=== Your goal ===
Retype each line exactly. Skip images.

=== Data shown ===
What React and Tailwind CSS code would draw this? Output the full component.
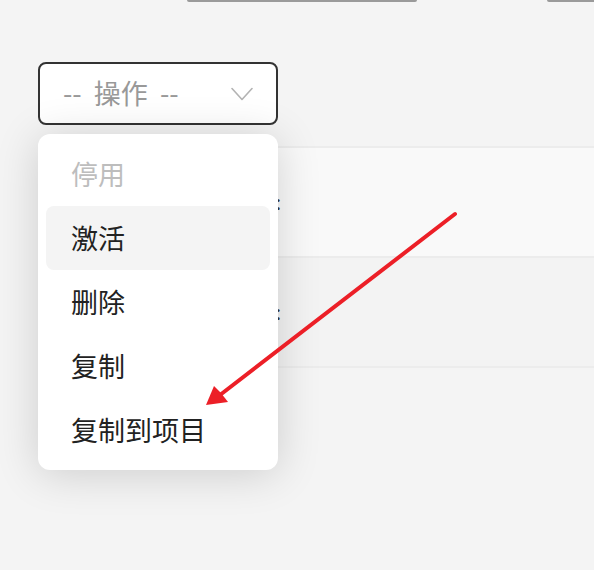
import React from 'react'

const items = [
  { label: '停用', disabled: true },
  { label: '激活', active: true },
  { label: '删除' },
  { label: '复制' },
  { label: '复制到项目' },
]

const Chevron = () => (
  <svg width="22" height="14" viewBox="0 0 22 14" fill="none">
    <path d="M1 1.5 L11 12.5 L21 1.5" stroke="#b3b3b3" strokeWidth="1.6" strokeLinecap="round" strokeLinejoin="round" />
  </svg>
)

const Arrow = () => (
  <svg className="absolute left-0 top-0 pointer-events-none" width="594" height="570" viewBox="0 0 594 570">
    <line x1="455" y1="214" x2="220" y2="395" stroke="#ec1f27" strokeWidth="4" strokeLinecap="round" />
    <polygon points="206,405 214,386 221,393 228,402" fill="#ec1f27" />
  </svg>
)

export default function App() {
  return (
    <div
      className="relative h-[570px] w-[594px] overflow-hidden bg-[#f4f4f4]"
      style={{ fontFamily: '"Noto Sans CJK SC", "Noto Sans", sans-serif' }}
    >
      {/* bottoms of the fields above */}
      <div className="flex h-[2px]">
        <div className="ml-[187px] w-[230px] rounded-b bg-[#9a9a9a]" />
        <div className="ml-[130px] flex-1 rounded-bl bg-[#9a9a9a]" />
      </div>

      {/* select */}
      <div className="ml-[38px] mt-[60px] flex h-[63px] w-[240px] items-center justify-between rounded-[8px] border-2 border-[#333] bg-white pl-[23px] pr-[23px]">
        <span className="whitespace-pre text-[27px] text-[#999]">--  操作  --</span>
        <Chevron />
      </div>

      {/* table rows behind the menu */}
      <div className="ml-[38px] mt-[21px]">
        <div className="flex h-[110px] border-t-2 border-[#ececec] bg-[#f9f9f9]">
          <div className="flex w-[243px] flex-col items-end justify-center text-[20px] leading-[16px] text-[#333]">
            <span>:</span>
          </div>
        </div>
        <div className="flex h-[110px] border-t-2 border-[#ececec] bg-[#f3f3f3]">
          <div className="flex w-[243px] flex-col items-end justify-center text-[20px] leading-[16px] text-[#333]">
            <span>:</span>
          </div>
        </div>
        <div className="border-t-2 border-[#ececec]" />
      </div>

      {/* dropdown menu */}
      <div className="absolute left-[38px] top-[134px] w-[240px] rounded-[12px] bg-white p-[8px] shadow-[0_4px_44px_rgba(0,0,0,0.16)]">
        {items.map((item) => (
          <div
            key={item.label}
            className={
              'flex h-[64px] items-center rounded-[8px] pl-[25px] text-[27px] ' +
              (item.disabled ? 'text-[#bdbdbd] ' : 'text-[#222] ') +
              (item.active ? 'bg-[#f4f4f4]' : '')
            }
          >
            {item.label}
          </div>
        ))}
      </div>

      <Arrow />
    </div>
  )
}
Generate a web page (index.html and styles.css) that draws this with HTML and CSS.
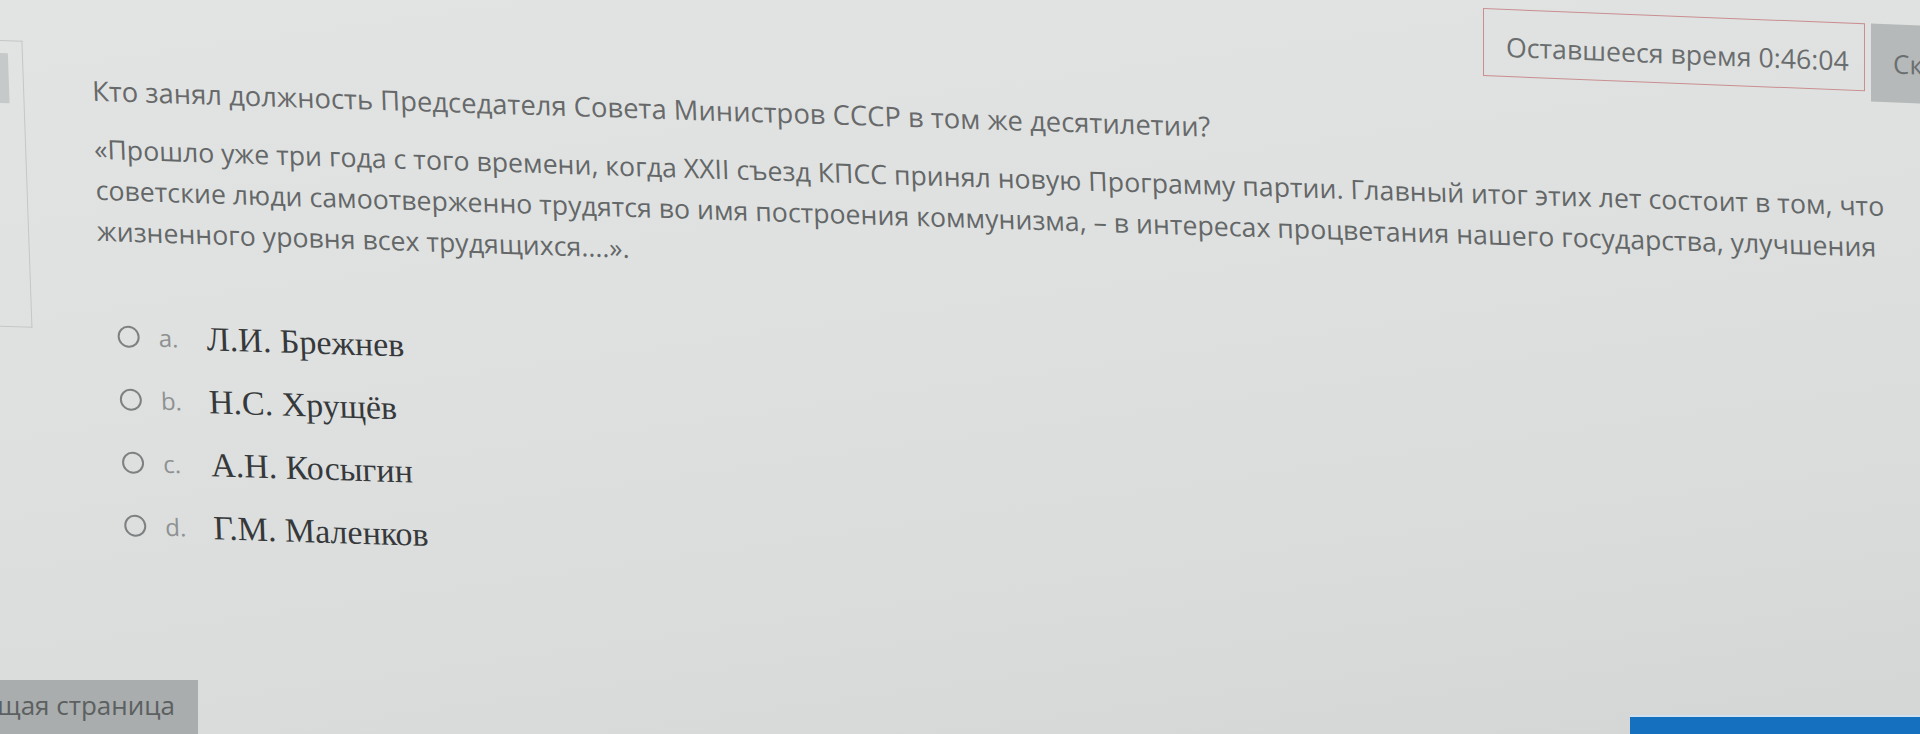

=== Task response ===
What React and Tailwind CSS code would draw this? Output the full component.
import React from 'react'

const items = [
  { label: '停用', disabled: true },
  { label: '激活', active: true },
  { label: '删除' },
  { label: '复制' },
  { label: '复制到项目' },
]

const Chevron = () => (
  <svg width="22" height="14" viewBox="0 0 22 14" fill="none">
    <path d="M1 1.5 L11 12.5 L21 1.5" stroke="#b3b3b3" strokeWidth="1.6" strokeLinecap="round" strokeLinejoin="round" />
  </svg>
)

const Arrow = () => (
  <svg className="absolute left-0 top-0 pointer-events-none" width="594" height="570" viewBox="0 0 594 570">
    <line x1="455" y1="214" x2="220" y2="395" stroke="#ec1f27" strokeWidth="4" strokeLinecap="round" />
    <polygon points="206,405 214,386 221,393 228,402" fill="#ec1f27" />
  </svg>
)

export default function App() {
  return (
    <div
      className="relative h-[570px] w-[594px] overflow-hidden bg-[#f4f4f4]"
      style={{ fontFamily: '"Noto Sans CJK SC", "Noto Sans", sans-serif' }}
    >
      {/* bottoms of the fields above */}
      <div className="flex h-[2px]">
        <div className="ml-[187px] w-[230px] rounded-b bg-[#9a9a9a]" />
        <div className="ml-[130px] flex-1 rounded-bl bg-[#9a9a9a]" />
      </div>

      {/* select */}
      <div className="ml-[38px] mt-[60px] flex h-[63px] w-[240px] items-center justify-between rounded-[8px] border-2 border-[#333] bg-white pl-[23px] pr-[23px]">
        <span className="whitespace-pre text-[27px] text-[#999]">--  操作  --</span>
        <Chevron />
      </div>

      {/* table rows behind the menu */}
      <div className="ml-[38px] mt-[21px]">
        <div className="flex h-[110px] border-t-2 border-[#ececec] bg-[#f9f9f9]">
          <div className="flex w-[243px] flex-col items-end justify-center text-[20px] leading-[16px] text-[#333]">
            <span>:</span>
          </div>
        </div>
        <div className="flex h-[110px] border-t-2 border-[#ececec] bg-[#f3f3f3]">
          <div className="flex w-[243px] flex-col items-end justify-center text-[20px] leading-[16px] text-[#333]">
            <span>:</span>
          </div>
        </div>
        <div className="border-t-2 border-[#ececec]" />
      </div>

      {/* dropdown menu */}
      <div className="absolute left-[38px] top-[134px] w-[240px] rounded-[12px] bg-white p-[8px] shadow-[0_4px_44px_rgba(0,0,0,0.16)]">
        {items.map((item) => (
          <div
            key={item.label}
            className={
              'flex h-[64px] items-center rounded-[8px] pl-[25px] text-[27px] ' +
              (item.disabled ? 'text-[#bdbdbd] ' : 'text-[#222] ') +
              (item.active ? 'bg-[#f4f4f4]' : '')
            }
          >
            {item.label}
          </div>
        ))}
      </div>

      <Arrow />
    </div>
  )
}
Generate a web page (index.html and styles.css) that draws this with HTML and CSS.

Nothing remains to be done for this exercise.